When you start this new approach, your brain will fight you. It will feel wrong. It will feel like you aren't doing enough. You'll finish a 15-minute MVW and think, "That was pointless." This feeling is the signal that you are finally breaking the all-or-nothing pattern. You are building the foundation of the habit first, before piling on intensity. Here is what to expect.
Week 1-2: Your only goal is to follow the system. Hit your 75% target for the week (e.g., 3 out of 4 planned workouts). Use your MVW at least once. Practice using the Two-Day Rule. The focus is 100% on the behavior of showing up, not the quality of the workout. You will feel like you're leaving gains on the table. You are. And that's the point. We are playing the long game.
Month 1: By the end of the first month, you will have successfully navigated a busy or low-motivation day without quitting. You will have missed a workout and gotten right back on track the next day. The feeling of guilt will be replaced by a feeling of control. You will have a calendar with 12-13 'X's on it, tangible proof that you are a consistent person.
Month 2-3: The habit is now taking root. Showing up starts to feel more automatic. Now, and only now, have you earned the right to increase the difficulty. You can add 5 pounds to your lifts, add one extra set to your exercises, or extend your workouts by 10 minutes. Because the foundation of consistency is solid, these small increases in intensity will stick. You've escaped the cycle of intense weeks followed by empty months and entered the world of sustainable, compounding progress.
A 10-minute workout is absolutely worth it. Physiologically, it can burn 50-100 calories, improve blood flow, and maintain your fitness better than doing nothing. But the psychological victory is far more important. It maintains your momentum and reinforces the identity of someone who works out, even when it's inconvenient.

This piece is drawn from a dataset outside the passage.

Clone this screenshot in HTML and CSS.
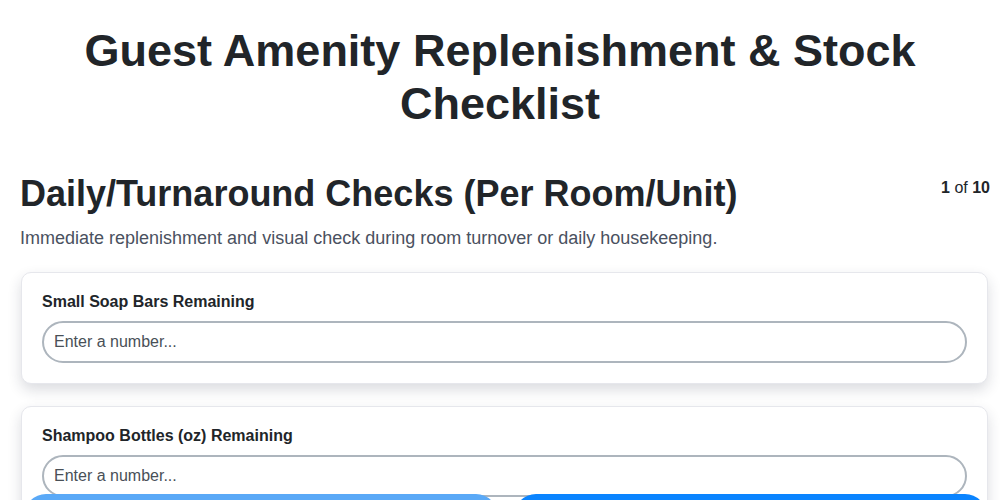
FILE: index.html
```html
<!DOCTYPE html>
<html lang="en">
<head>
<meta charset="utf-8">
<title>Guest Amenity Replenishment &amp; Stock Checklist</title>
<link rel="stylesheet" href="styles.css">
</head>
<body>
<main class="page">
  <h1 class="title">Guest Amenity Replenishment &amp; Stock Checklist</h1>
  <section class="section">
    <div class="section-head">
      <h2 class="section-title">Daily/Turnaround Checks (Per Room/Unit)</h2>
      <div class="counter"><b>1</b> of <b>10</b></div>
    </div>
    <p class="section-desc">Immediate replenishment and visual check during room turnover or daily housekeeping.</p>
    <div class="card">
      <label class="field-label" for="f1">Small Soap Bars Remaining</label>
      <input class="field-input" id="f1" type="text" placeholder="Enter a number...">
    </div>
    <div class="card">
      <label class="field-label" for="f2">Shampoo Bottles (oz) Remaining</label>
      <input class="field-input" id="f2" type="text" placeholder="Enter a number...">
    </div>
  </section>
</main>
<nav class="nav-bar">
  <button class="btn btn-prev" type="button">Previous</button>
  <button class="btn btn-next" type="button">Next</button>
</nav>
</body>
</html>
```
FILE: styles.css
```css
* { box-sizing: border-box; }
html, body { margin: 0; padding: 0; background: #fff; }
body {
  font-family: "Liberation Sans", Arial, sans-serif;
  color: #212529;
  overflow: hidden;
}
.page { padding: 0 10px 0 20px; }
.title {
  margin: 24px 0 0;
  text-align: center;
  font-size: 45px;
  line-height: 53px;
  font-weight: 700;
  padding: 0 45px 0 35px;
}
.section { margin-top: 43px; }
.section-head {
  display: flex;
  justify-content: space-between;
  align-items: flex-start;
}
.section-title {
  margin: 0;
  font-size: 36px;
  line-height: 42px;
  font-weight: 700;
}
.counter {
  font-size: 16px;
  line-height: 20px;
  margin-top: 5px;
  color: #212529;
}
.counter b { font-weight: 700; }
.section-desc {
  margin: 11px 0 22px;
  font-size: 18px;
  line-height: 24px;
  color: #4a5160;
}
.card {
  margin-left: 1px;
  margin-right: 2px;
  background: #fff;
  border: 1px solid #e6e7ec;
  border-radius: 10px;
  box-shadow: 0 6px 14px rgba(30, 35, 60, 0.16);
  padding: 19px 20px 20px;
  margin-bottom: 22px;
}
.field-label {
  display: block;
  font-size: 16px;
  line-height: 20px;
  font-weight: 700;
  margin-bottom: 9px;
}
.field-input {
  display: block;
  width: 100%;
  height: 42px;
  border: 2px solid #adb5bd;
  border-radius: 21px;
  padding: 0 10px;
  font-family: "Liberation Sans", Arial, sans-serif;
  font-size: 16px;
  color: #212529;
  background: #fff;
  outline: none;
}
.field-input::placeholder { color: #495057; opacity: 1; }
.nav-bar {
  position: fixed;
  left: 0;
  right: 0;
  bottom: -38px;
  display: flex;
  gap: 16px;
  padding: 0 13px 0 24px;
}
.btn {
  flex: 1;
  height: 44px;
  border: none;
  border-radius: 22px;
  color: #fff;
  font-family: "Liberation Sans", Arial, sans-serif;
  font-size: 16px;
  font-weight: 700;
}
.btn-prev { background: #5aa9f7; }
.btn-next { background: #0a84ff; }
```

If you break the Two-Day Rule and miss 3 or 4 days, do not wait for next Monday to start over. The next planned workout day is your reset. You simply start again. Your goal for the month is still 75%. A bad week just means you have fewer "free passes" left. The goal is not perfection; it's reducing the time between falling off and getting back on.
This exact same principle works for nutrition. All-or-nothing thinking is why one cookie turns into an entire sleeve of cookies. Instead of aiming for a "perfect" diet, aim for 75% adherence. If you eat 4 meals a day (28 meals a week), a 75% target means 21 of those meals should be on plan, giving you 7 meals of flexibility.
Do not even think about making your workouts harder until you have successfully hit your 75% consistency target for 8 consecutive weeks. Two straight months of proving the habit is the price of admission to a more intense program. Once you've done that, make one small change, like adding 5 lbs to your main lift, and stick with it for 2-3 weeks.